Walking With Dinosaurs: How do they do that?
THEY walk and run, tilt their heads and turn, roar and blink with such realism that within the first few minutes of seeing the dinosaurs in action you're trying to work out just how they do it.
The only clue is the oblong base underneath each one, painted a beige colour to match the arena floor...
And only on a backstage tour after the show at the Izod Centre, a short drive from the centre of New York, does it becomes clear how these life-size dinosaurs operate.
The base is where the driver sits, moving the dinosaurs around the arena on a carefully rehearsed route. map.
"They're basically like a go-kart," says resident director Cameron Wenn. "The driver is in liaison on headsets with two animatronic voodoo operators."
Voodoo? More of that later.
Behind the driver's back is a steel mast which holds together the steel and aluminum skeleton over which is a foam structure that is sculpted to make the body shape.
"The skin is spandex-treated with latex stencilling and then hand-painted.
"There's about a mile and a half of skin in the dinosaurs – and all of it was made by hand, stencilled by hand and painted by hand.
"And they have a series of muscle bags, like a stocking material filled with polystyrene balls, that gives the effect of muscle movement."
OK, so we know what they're made of ... but how do they stretch and turn and blink and roar?
Back to the 'voodoo' puppeteers who work from the back of the arena, out of sight.
"The puppeteers use voodoo rigs," says dinosaur designer Sonny Tilders, who worked on the movies Star Wars: Episode III – Revenge of the Sith, Peter Pan, Ghost Rider and The Chronicles of Narnia.
The term comes from the similarity of the rigs – mini versions of the dinosaurs – to the voodoo doll, except instead of pins and magic they're using pads and radio waves.
"The rigs [have] the same joints and range of movement as their life-size counterparts. These actions are transmitted by radio waves to make the hydraulic cylinders in the actual dinosaur replicate the action."
A second puppeteer is in charge of the sounds each dinosaur makes and the intricacies of eye movements and facial expressions. Each dinosaur is capable of 30 actions.
"The technology has only been seen before in film," says Voodoo captain Graeme Haddon.
"And this is the first time that puppets this big have been operated by remote control."
Three teams of three are at work bringing the dinosaurs to life during any single show.
"After a while the three brains think as one," he adds.
The space where each driver has to sit looks tight, claustrophobic even: imagine a canoe converted in to a go-kart.
"They're actually pretty comfortable," says head driver Michael Hamilton.
"I have been known to fall asleep in there. Not during a show though," he quickly adds.
"It can get pretty heated in there once the motor gets going."
"It's like driving a lorry. You have to think a lot more about turning.

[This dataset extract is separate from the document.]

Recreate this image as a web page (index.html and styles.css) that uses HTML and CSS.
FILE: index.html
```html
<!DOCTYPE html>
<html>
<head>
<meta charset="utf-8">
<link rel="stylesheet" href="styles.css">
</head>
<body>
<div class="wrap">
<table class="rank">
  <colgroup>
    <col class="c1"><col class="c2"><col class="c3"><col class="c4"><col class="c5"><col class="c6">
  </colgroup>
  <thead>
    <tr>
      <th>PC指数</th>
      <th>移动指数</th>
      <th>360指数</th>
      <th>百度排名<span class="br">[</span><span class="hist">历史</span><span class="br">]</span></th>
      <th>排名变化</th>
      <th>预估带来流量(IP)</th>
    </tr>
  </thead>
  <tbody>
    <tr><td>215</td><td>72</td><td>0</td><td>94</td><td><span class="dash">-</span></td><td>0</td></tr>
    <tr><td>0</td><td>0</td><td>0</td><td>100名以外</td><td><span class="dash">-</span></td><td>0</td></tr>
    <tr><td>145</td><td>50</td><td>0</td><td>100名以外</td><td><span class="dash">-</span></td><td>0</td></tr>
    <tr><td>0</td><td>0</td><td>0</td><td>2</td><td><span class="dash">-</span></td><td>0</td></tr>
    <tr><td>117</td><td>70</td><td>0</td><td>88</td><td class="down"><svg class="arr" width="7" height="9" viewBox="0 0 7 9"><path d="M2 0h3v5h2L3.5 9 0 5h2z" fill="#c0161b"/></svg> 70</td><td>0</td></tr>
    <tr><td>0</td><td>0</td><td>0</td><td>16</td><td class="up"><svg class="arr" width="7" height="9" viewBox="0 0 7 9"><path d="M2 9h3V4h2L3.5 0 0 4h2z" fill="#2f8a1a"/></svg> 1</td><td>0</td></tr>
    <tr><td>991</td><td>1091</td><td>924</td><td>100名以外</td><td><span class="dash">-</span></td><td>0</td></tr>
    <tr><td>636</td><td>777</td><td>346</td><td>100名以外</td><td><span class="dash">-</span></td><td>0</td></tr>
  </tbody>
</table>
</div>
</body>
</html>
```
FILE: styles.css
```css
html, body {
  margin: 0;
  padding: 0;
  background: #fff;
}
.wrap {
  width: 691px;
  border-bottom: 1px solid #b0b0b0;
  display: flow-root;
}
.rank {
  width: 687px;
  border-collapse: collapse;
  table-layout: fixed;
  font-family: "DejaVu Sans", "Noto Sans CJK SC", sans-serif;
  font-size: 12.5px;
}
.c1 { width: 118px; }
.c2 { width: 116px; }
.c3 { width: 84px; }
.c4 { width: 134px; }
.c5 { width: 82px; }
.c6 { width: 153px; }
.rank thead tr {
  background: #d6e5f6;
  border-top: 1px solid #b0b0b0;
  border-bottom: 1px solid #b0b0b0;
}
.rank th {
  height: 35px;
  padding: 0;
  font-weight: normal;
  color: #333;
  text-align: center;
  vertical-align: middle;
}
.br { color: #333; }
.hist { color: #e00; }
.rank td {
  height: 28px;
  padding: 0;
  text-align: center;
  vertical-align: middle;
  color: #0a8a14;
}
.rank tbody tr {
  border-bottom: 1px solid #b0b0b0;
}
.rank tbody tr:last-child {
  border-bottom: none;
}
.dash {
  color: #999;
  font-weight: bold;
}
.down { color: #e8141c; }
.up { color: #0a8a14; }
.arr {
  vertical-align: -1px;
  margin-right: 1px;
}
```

"The tails you can't actually see and T Rex almost takes out the audience in a few venues that we go to."
Do they have races? Hamilton laughs.
"We did initially back in Sydney during rehearsals. We got them up to about 10kph.
"We're all desperate to take them down the main street of New York but no-one will let us out."
Hamilton trained as an actor but fell into puppeteering, which led to his current job.
"If someone had asked me two years ago what I'd be doing now, it probably wouldn't have been 'Driving a dinosaur around the United States'.
"It's funniest when you go through customs and you fill out your occupation as Dinosaur Driver."
Of the 15 dinosaurs in the show, ten are operated by a three-man team. The flying Ornithocheirus is purely animatronic while the three Utahraptors and the Baby T Rex are men in 100lb suits.
Though it's a little more complicated than, say, Mr Blobby.
Justin Terry is the suit captain, in charge of a team of six and the Baby T-Rex in the show.
It's an odd career choice isn't it?
"My mates who I studied acting with are all off doing great theatre, like Othello and the like.... and I'm a Baby T Rex. But I've played to over a million people and not many people can say that."